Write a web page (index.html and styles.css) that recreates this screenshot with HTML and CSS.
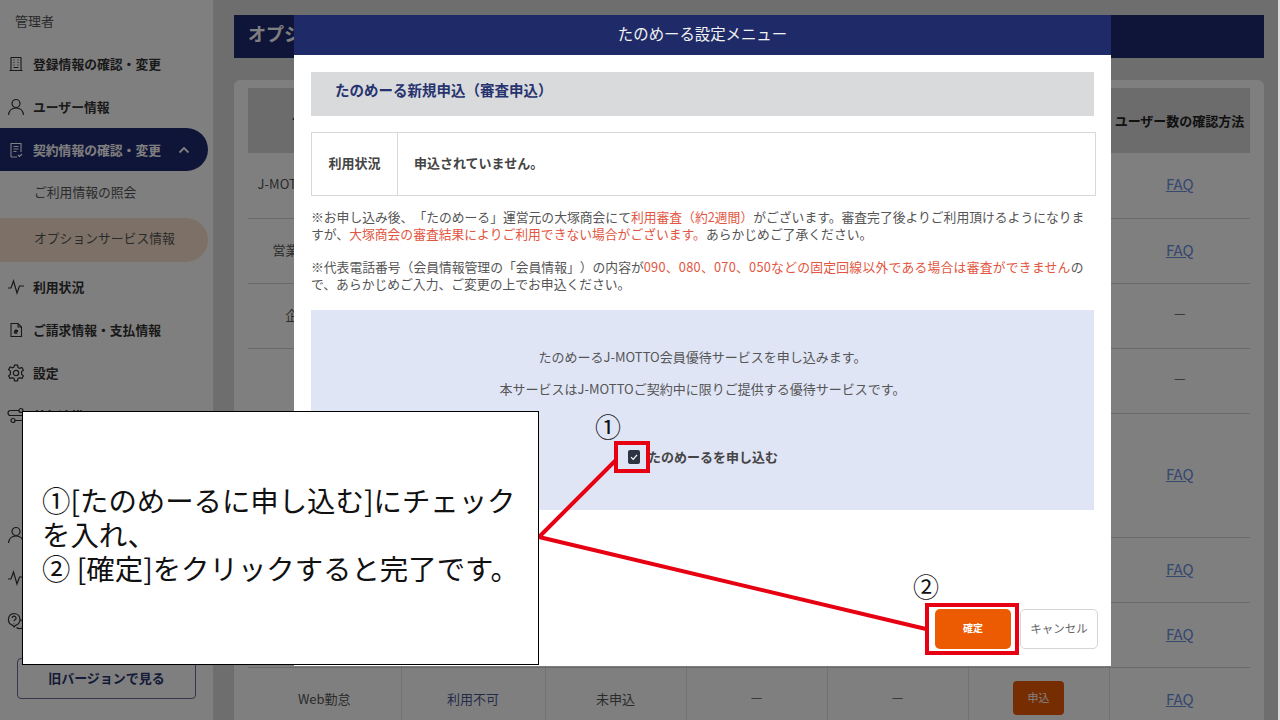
# # # # #
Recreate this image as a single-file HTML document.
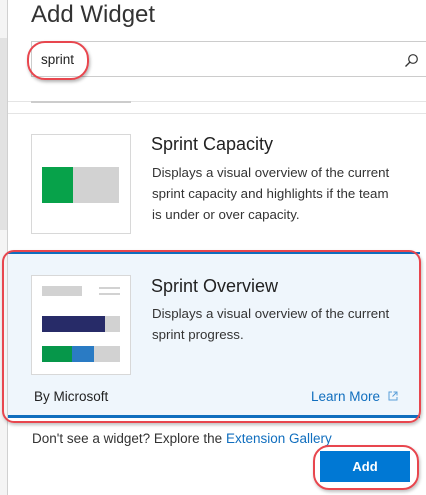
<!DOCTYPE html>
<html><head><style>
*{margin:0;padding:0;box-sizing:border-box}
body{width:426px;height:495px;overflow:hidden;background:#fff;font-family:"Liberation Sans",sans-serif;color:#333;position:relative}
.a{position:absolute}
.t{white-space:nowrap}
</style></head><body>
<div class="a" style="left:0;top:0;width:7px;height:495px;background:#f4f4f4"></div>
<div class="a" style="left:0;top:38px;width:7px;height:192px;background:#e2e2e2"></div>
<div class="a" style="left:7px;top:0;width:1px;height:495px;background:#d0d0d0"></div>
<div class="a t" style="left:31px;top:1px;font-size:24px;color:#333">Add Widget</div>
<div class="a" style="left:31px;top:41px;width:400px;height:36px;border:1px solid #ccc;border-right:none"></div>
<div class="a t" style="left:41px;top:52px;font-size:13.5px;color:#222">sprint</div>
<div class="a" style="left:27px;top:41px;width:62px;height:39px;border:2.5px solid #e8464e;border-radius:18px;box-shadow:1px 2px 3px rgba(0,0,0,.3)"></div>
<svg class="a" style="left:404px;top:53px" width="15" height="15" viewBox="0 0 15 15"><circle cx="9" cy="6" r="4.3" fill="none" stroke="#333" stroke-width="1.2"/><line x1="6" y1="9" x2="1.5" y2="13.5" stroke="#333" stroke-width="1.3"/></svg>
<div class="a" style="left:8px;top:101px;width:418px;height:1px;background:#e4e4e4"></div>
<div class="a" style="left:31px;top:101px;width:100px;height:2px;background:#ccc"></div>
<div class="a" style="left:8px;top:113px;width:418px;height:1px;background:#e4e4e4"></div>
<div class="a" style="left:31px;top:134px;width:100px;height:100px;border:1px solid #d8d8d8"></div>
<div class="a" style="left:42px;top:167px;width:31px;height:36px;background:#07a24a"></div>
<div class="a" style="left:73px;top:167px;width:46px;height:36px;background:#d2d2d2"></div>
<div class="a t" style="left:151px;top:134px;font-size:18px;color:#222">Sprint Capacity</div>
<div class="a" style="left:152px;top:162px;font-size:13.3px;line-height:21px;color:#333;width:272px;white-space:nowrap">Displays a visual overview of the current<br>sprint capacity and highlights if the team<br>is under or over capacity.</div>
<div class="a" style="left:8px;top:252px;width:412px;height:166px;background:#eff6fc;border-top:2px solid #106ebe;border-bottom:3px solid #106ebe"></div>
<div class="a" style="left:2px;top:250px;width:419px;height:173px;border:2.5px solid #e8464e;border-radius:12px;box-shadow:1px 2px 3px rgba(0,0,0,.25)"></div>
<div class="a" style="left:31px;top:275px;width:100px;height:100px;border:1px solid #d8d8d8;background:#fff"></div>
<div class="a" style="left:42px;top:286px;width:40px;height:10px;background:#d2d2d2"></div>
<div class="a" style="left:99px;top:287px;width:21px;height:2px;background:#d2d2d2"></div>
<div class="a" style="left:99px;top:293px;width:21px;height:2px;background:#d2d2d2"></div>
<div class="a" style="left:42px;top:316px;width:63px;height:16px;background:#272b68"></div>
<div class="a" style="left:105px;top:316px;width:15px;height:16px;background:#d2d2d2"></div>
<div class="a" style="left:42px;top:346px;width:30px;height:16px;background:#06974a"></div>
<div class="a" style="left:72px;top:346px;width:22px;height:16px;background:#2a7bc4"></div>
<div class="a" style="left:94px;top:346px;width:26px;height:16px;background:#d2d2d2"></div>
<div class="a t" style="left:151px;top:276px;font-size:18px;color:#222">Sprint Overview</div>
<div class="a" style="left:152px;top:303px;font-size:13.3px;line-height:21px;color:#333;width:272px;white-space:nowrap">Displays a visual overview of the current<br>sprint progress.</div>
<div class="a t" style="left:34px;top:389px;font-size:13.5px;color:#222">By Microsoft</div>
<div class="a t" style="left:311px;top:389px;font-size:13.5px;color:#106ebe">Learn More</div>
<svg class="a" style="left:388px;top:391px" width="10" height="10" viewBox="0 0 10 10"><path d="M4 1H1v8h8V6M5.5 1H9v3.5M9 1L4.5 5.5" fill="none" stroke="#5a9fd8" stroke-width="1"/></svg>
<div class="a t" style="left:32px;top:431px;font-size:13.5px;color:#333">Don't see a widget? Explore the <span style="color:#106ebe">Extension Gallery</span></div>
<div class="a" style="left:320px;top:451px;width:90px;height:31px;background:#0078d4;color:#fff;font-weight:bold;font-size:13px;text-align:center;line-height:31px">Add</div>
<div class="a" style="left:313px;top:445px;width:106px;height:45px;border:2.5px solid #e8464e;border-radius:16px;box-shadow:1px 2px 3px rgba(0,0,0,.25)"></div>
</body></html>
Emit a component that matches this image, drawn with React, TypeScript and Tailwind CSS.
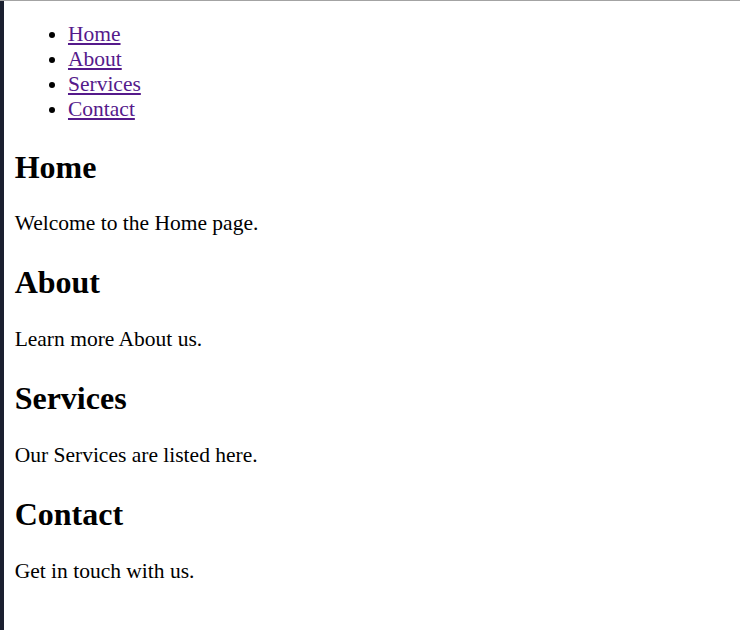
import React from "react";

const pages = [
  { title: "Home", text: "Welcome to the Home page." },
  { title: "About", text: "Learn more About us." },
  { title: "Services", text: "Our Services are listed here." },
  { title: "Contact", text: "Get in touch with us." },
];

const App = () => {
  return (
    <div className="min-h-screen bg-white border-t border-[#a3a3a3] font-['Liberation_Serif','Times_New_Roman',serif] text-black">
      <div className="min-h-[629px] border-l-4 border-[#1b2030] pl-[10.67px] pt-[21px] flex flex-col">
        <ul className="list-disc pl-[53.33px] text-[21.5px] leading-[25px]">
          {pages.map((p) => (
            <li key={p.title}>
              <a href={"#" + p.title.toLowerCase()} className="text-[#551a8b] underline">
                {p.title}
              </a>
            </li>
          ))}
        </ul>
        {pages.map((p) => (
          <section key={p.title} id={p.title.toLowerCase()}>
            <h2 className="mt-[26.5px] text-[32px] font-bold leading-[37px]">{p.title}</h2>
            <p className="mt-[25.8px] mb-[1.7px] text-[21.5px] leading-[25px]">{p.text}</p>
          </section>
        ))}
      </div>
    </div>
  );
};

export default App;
# # # # #
- **Stated exercise**:
Which lines contain the word "image"? Copy each of them.

- **Reply to the exercise**:
Recreate this image as a single-file HTML document.
Emit a component that matches this image, drawn with React, TypeScript and Tailwind CSS.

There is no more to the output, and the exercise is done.